Among the targets of those years, there were also the “misbelievers,” i.e. the non-Muslim foreigners, including the religious. In 1993 and at the beginning of 1994, Monsignor Teissier and Cardinal Léon-Etienne Duval, who, at the time of the Algeria liberation war (1954-1962), had spoken against torture and in favor of independence, were pointed out as “enemies” and possible targets.

In little more than two years, between 1994 and 1996, the foreign victims counted about a hundred, a trickle which has continued even if with less intensity up to the present time.

Serving The Humble
In the nineties, the Church was at the exclusive service of the Muslim population. The present blessed martyrs were people with a special relationship with the Algerian people: they were sharing with them conditions and problems.

In those years, some religious communities abandoned the most exposed places, while others withdrew all together. Those who remained were well aware of the danger. All the same they remained at the service of the most humble and needy people. The first two to fall, Fr. Henri Vergès and Sr. Paule-Hélène, were killed in May 1994 at the public library of one of the poorest areas of Algiers, where they were helping the youth in their studies. The following year, two sisters who were working in the formation of young women were also murdered in another popular area of the capital.

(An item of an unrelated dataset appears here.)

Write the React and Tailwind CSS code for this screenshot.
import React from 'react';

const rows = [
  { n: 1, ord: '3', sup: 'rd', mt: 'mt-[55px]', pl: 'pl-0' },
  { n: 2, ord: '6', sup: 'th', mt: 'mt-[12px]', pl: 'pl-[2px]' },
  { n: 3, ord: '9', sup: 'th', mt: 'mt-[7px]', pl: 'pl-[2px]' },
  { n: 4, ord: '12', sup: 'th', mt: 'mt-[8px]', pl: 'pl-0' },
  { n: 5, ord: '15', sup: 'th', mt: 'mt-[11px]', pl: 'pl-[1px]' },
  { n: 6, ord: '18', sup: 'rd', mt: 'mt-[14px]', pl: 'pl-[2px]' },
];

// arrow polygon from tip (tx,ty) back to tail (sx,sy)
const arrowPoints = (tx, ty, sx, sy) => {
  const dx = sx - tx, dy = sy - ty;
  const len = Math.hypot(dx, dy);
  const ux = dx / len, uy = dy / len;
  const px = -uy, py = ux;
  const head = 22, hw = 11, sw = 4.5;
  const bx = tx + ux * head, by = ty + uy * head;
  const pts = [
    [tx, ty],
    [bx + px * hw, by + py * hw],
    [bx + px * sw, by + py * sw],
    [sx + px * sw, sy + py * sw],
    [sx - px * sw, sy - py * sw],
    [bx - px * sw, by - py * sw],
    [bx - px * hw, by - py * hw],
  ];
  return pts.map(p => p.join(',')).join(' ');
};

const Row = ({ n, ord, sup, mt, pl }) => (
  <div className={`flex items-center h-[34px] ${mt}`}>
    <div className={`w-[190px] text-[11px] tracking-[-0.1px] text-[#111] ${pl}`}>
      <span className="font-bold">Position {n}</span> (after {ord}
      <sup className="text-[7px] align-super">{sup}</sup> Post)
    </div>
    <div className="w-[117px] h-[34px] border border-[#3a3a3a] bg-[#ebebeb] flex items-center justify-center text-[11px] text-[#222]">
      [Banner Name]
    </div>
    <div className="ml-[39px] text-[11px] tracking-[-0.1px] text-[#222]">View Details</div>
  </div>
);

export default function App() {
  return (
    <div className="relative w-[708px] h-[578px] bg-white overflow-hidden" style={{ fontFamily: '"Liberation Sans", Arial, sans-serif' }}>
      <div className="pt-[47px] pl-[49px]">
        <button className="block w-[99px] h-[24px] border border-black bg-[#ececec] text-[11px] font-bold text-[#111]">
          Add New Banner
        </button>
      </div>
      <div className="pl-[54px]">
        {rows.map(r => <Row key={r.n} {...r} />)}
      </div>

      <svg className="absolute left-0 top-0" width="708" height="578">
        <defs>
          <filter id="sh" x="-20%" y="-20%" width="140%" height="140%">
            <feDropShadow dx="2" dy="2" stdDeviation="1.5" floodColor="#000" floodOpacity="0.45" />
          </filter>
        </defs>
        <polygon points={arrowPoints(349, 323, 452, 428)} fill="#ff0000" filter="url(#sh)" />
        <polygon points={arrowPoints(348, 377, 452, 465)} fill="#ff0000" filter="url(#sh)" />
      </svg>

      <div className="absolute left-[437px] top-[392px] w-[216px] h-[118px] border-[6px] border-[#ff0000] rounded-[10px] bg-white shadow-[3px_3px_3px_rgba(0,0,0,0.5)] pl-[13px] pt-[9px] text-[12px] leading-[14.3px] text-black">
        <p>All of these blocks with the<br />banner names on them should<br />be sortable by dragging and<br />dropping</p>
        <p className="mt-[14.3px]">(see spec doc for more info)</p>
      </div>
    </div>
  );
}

It is this profound relationship with the population that the terrorist were afraid of, since they did not conceive any possible political, social or cultural interaction. This dimension was at that time particularly visible among the monks who were completely immersed in the life of the little village of Tibhirine. There was the experience of Bro. Luc, the doctor who had been at the service of the village community for decades, extremely well known in the whole region, and who had been the protagonist, together with an Italian confrere, of a brief kidnapping during the liberation struggle.

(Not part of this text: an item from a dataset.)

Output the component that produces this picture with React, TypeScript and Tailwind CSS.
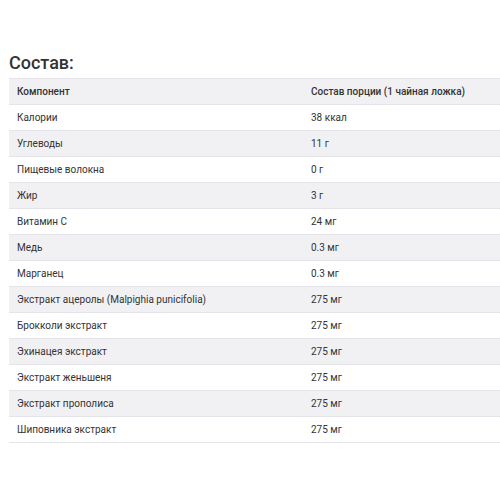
const rows: [string, string][] = [
  ['Калории', '38 ккал'],
  ['Углеводы', '11 г'],
  ['Пищевые волокна', '0 г'],
  ['Жир', '3 г'],
  ['Витамин С', '24 мг'],
  ['Медь', '0.3 мг'],
  ['Марганец', '0.3 мг'],
  ['Экстракт ацеролы (Malpighia punicifolia)', '275 мг'],
  ['Брокколи экстракт', '275 мг'],
  ['Эхинацея экстракт', '275 мг'],
  ['Экстракт женьшеня', '275 мг'],
  ['Экстракт прополиса', '275 мг'],
  ['Шиповника экстракт', '275 мг'],
]

export default function App() {
  return (
    <div className="w-[500px] h-[500px] bg-white overflow-hidden pl-[9px] pt-[51px] font-['Roboto',sans-serif] text-[#333]">
      <h2 className="text-[18px] leading-[24px] font-medium text-[#333] mb-[3px]">Состав:</h2>
      <table className="w-[520px] border-collapse text-[10px]">
        <thead>
          <tr className="bg-[#f1f1f4] border-y border-[#e4e4ea] h-[26px]">
            <th className="text-left font-medium pl-2 w-[294px]">Компонент</th>
            <th className="text-left font-medium pl-2">Состав порции (1 чайная ложка)</th>
          </tr>
        </thead>
        <tbody>
          {rows.map(([name, amount], i) => (
            <tr
              key={name}
              className={`h-[26px] border-b border-[#e4e4ea] ${i % 2 === 1 ? 'bg-[#f1f1f4]' : 'bg-white'}`}
            >
              <td className="pl-2">{name}</td>
              <td className="pl-2">{amount}</td>
            </tr>
          ))}
        </tbody>
      </table>
    </div>
  )
}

At the basis of the conscious acceptance of the risks, there was a new idea of Christian presence in the Muslim context, well represented by the spiritual last will of Fr. Christian: “If it will happen one day that I fall victim of terrorism, I would like that my community, my Church and my family would remember that my life was consecrated to God and to this country.”

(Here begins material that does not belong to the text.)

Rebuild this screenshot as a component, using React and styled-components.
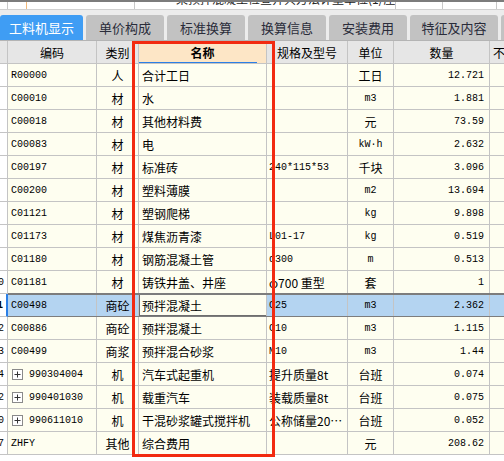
import React from 'react'
import styled, { createGlobalStyle } from 'styled-components'

const GlobalStyle = createGlobalStyle`
  html, body {
    margin: 0;
    padding: 0;
    background: #ffffff;
    font-family: "Noto Sans CJK SC", "Liberation Sans", sans-serif;
    font-size: 12px;
    color: #000;
  }
`

const COLS = '8px 89px 42px 128px 81px 46px 96px 60px'

const Page = styled.div`
  position: relative;
  width: 504px;
  height: 461px;
  overflow: hidden;
  background: #ffffff;
`

const TopStrip = styled.div`
  display: grid;
  grid-template-columns: 8px 19px 108px 261px 47px 54px 60px;
  height: 7px;
  border-top: 2px solid #7c7c7c;
  border-bottom: 1px solid #d0d0d0;
  background: #ffffff;
  overflow: hidden;
`

const TopCell = styled.div`
  border-right: 1px solid ${p => (p.$orange ? '#f2b97a' : '#c8c8c8')};
  overflow: hidden;
  padding-left: ${p => p.$indent || 0}px;
  white-space: nowrap;
  font-size: 12px;
  line-height: 14px;
`

const CutText = styled.div`
  margin-top: -10px;
  color: #222;
`

const TabBar = styled.div`
  display: flex;
  gap: 3px;
  padding-top: 5px;
  height: 25px;
  background: #ececec;
  border-bottom: 1px solid #b4b4b4;
  overflow: hidden;
`

const Tab = styled.div`
  flex: none;
  width: ${p => p.$w}px;
  height: 25px;
  border-radius: 3px 3px 0 0;
  background: ${p => (p.$active ? '#3f9df4' : '#c2c2c2')};
  color: ${p => (p.$active ? '#ffffff' : '#2a2c3a')};
  display: flex;
  align-items: center;
  justify-content: center;
  font-size: 13px;
  white-space: nowrap;
`

const Row = styled.div`
  position: relative;
  display: grid;
  grid-template-columns: ${COLS};
  height: 23px;

  ${p => p.$selected && `
    &::after {
      content: '';
      position: absolute;
      left: 8px;
      right: 0;
      top: -1px;
      bottom: -1px;
      border-top: 2px solid #7d7d7d;
      border-bottom: 2px solid #7d7d7d;
      pointer-events: none;
    }
  `}
`

const HeadCell = styled.div`
  position: relative;
  box-sizing: border-box;
  border-right: 1px solid #c4c4c4;
  border-bottom: 1px solid #c4c4c4;
  background: ${p => (p.$hl ? '#fde6c6' : '#e6e6e6')};
  display: flex;
  align-items: center;
  justify-content: ${p => (p.$left ? 'flex-start' : 'center')};
  padding-left: ${p => (p.$left ? 3 : 0)}px;
  font-weight: ${p => (p.$hl ? 700 : 400)};
  font-size: 12px;
  white-space: nowrap;
  overflow: hidden;

  ${p => p.$hl && `
    &::after {
      content: '';
      position: absolute;
      left: 0;
      width: 118px;
      bottom: -1px;
      height: 2px;
      background: #2b7fe6;
    }
  `}
`

const Cell = styled.div`
  box-sizing: border-box;
  border-right: 1px solid #c4c4c4;
  border-bottom: 1px solid #c4c4c4;
  background: ${p => (p.$sel ? '#b4d4f1' : '#fefef0')};
  display: flex;
  align-items: center;
  justify-content: ${p => p.$align || 'flex-start'};
  padding: 0 ${p => p.$pr ?? 3}px 0 ${p => p.$pl ?? 3}px;
  white-space: nowrap;
  overflow: hidden;
  font-family: ${p => (p.$mono ? '"Liberation Mono", "Noto Sans CJK SC", monospace' : '"Noto Sans CJK SC", "Liberation Sans", sans-serif')};
  font-size: ${p => (p.$mono ? '10px' : '12px')};
  color: #000;
`

const EditCell = styled(Cell)`
  background: #fefef0;
  box-shadow: inset 1px 0 0 #6e6e6e, inset 0 1px 0 #6e6e6e, inset 0 -1px 0 #6e6e6e;
`

const NumCell = styled.div`
  box-sizing: border-box;
  border-bottom: 1px solid #c4c4c4;
  border-right: ${p => (p.$sel ? '2px solid #2b7fe6' : '1px solid #c4c4c4')};
  background: #ffffff;
  display: flex;
  align-items: center;
  justify-content: flex-end;
  padding-right: 3px;
  overflow: hidden;
  font-family: "Liberation Mono", monospace;
  font-size: 10px;
  font-weight: ${p => (p.$sel ? 700 : 400)};
`

const PlusBox = styled.span`
  flex: none;
  width: 9px;
  height: 9px;
  border: 1px solid #8a8a8a;
  margin: 0 6px 0 1px;
  display: inline-flex;
  align-items: center;
  justify-content: center;
  background: #fff;
`

const Frame = styled.div`
  position: absolute;
  left: 132px;
  top: 41px;
  width: 143px;
  height: 416px;
  box-sizing: border-box;
  border: 3px solid #f22a10;
  pointer-events: none;
`

const tabs = [
  ['工料机显示', 83, true],
  ['单价构成', 78],
  ['标准换算', 78],
  ['换算信息', 78],
  ['安装费用', 78],
  ['特征及内容', 88],
  ['', 60],
]

const rows = [
  ['', 'R00000', '人', '合计工日', '', '工日', '12.721'],
  ['', 'C00010', '材', '水', '', 'm3', '1.881'],
  ['', 'C00018', '材', '其他材料费', '', '元', '73.59'],
  ['', 'C00083', '材', '电', '', 'kW·h', '2.632'],
  ['', 'C00197', '材', '标准砖', '240*115*53', '千块', '3.096'],
  ['', 'C00200', '材', '塑料薄膜', '', 'm2', '13.694'],
  ['', 'C01121', '材', '塑钢爬梯', '', 'kg', '9.898'],
  ['', 'C01173', '材', '煤焦沥青漆', 'L01-17', 'kg', '0.519'],
  ['', 'C01180', '材', '钢筋混凝土管', 'd300', 'm', '0.513'],
  ['10', 'C01181', '材', '铸铁井盖、井座', 'φ700 重型', '套', '1'],
  ['11', 'C00498', '商砼', '预拌混凝土', 'C25', 'm3', '2.362', true],
  ['12', 'C00886', '商砼', '预拌混凝土', 'C10', 'm3', '1.115'],
  ['13', 'C00499', '商浆', '预拌混合砂浆', 'M10', 'm3', '1.44'],
  ['14', '990304004', '机', '汽车式起重机', '提升质量8t', '台班', '0.074', false, true],
  ['12', '990401030', '机', '载重汽车', '装载质量8t', '台班', '0.075', false, true],
  ['10', '990611010', '机', '干混砂浆罐式搅拌机', '公称储量20…', '台班', '0.052', false, true],
  ['17', 'ZHFY', '其他', '综合费用', '', '元', '208.62'],
]

const isAscii = s => /^[\x20-\x7e·]*$/.test(s)

const Plus = () => (
  <PlusBox>
    <svg width="7" height="7" viewBox="0 0 7 7">
      <path d="M3.5 0.5v6M0.5 3.5h6" stroke="#333" strokeWidth="1" />
    </svg>
  </PlusBox>
)

const App = () => {
  return (
    <Page>
      <GlobalStyle />
      <TopStrip>
        <TopCell />
        <TopCell $orange />
        <TopCell />
        <TopCell $indent={41}>
          <CutText>某预拌混凝土检查井共方法计量单位(1/座)容</CutText>
        </TopCell>
        <TopCell />
        <TopCell />
        <TopCell />
      </TopStrip>

      <TabBar>
        {tabs.map(([label, w, active], i) => (
          <Tab key={i} $w={w} $active={active}>{label}</Tab>
        ))}
      </TabBar>

      <Row>
        <HeadCell />
        <HeadCell>编码</HeadCell>
        <HeadCell>类别</HeadCell>
        <HeadCell $hl>名称</HeadCell>
        <HeadCell>规格及型号</HeadCell>
        <HeadCell>单位</HeadCell>
        <HeadCell>数量</HeadCell>
        <HeadCell $left>不含税</HeadCell>
      </Row>

      {rows.map(([num, code, type, name, spec, unit, qty, sel, plus], i) => {
        const NameCell = sel ? EditCell : Cell
        return (
          <Row key={i} $selected={sel}>
            <NumCell $sel={sel}>{num}</NumCell>
            <Cell $sel={sel} $mono>
              {plus && <Plus />}
              {code}
            </Cell>
            <Cell $sel={sel} $align="center" $pl={0} $pr={0}>{type}</Cell>
            <NameCell $sel={sel}>{name}</NameCell>
            <Cell $sel={sel} $mono={isAscii(spec)} $pl={2}>{spec}</Cell>
            <Cell $sel={sel} $mono={isAscii(unit)} $align="center" $pl={0} $pr={0}>{unit}</Cell>
            <Cell $sel={sel} $mono $align="flex-end" $pr={5}>{qty}</Cell>
            <Cell $sel={sel} />
          </Row>
        )
      })}

      <Frame />
    </Page>
  )
}

export default App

The same clear-mindedness and the same inspiration were proper of the Dominican Msgr. Pierre Claverie, who, born and grown up in Algiers, before becoming bishop of Orano in 1981, had multiple shared experiences with the Algerian populace. In his “Letter from Algeria” at the end of 1994, after having stated that “death can come from anywhere, at any moment and by anybody” he was reminding everybody that “we continue to share with the people the hard daily reality, in order to show our solidarity in suffering with those men and women who, like us, nurse the dream of another Algeria, reconciled within itself and with its past.” “We keep asking ourselves of the fact that perhaps we have not yet given enough proof of our disinterested will to be peace artisans, stripped of every willpower and feeling of superiority.”

Profound Friendship 
The experiences and the writings of the 19 new blessed are precious pearls in order to understand the Muslim world; to overcome, notwithstanding the violence that has crushed them, the incrusted prejudices of a populist and xenophobic propaganda regarding Islam, and to conceive a possible life in common.

Tens of thousands of Algerians gathered around the martyrs’ death. At Bishop Pierre’s funeral, the cathedral of Orano was packed with Muslims. Every day the basilica of Our Lady of Africa that dominates the Algiers bay is visited by dozens of Muslim women. The very Tibhirine monastery is more and more visited by Algerians who find in those places part of the history of their country. From the 2016 summer, the monastery is once again firmly inhabited by a religious community, Chemin Nouf, still dealing with administrative problems.

Also because of this, the former “gardener” of Tibhirine, Fr. Jean-Marie Lassausse, who after the murder of the monks, had assured the presence and the continuity of the farm work, has launched, in the new book “Let us not forget Tibhirine,” the invitation to meditate on the profound links of friendship which have originated in that place.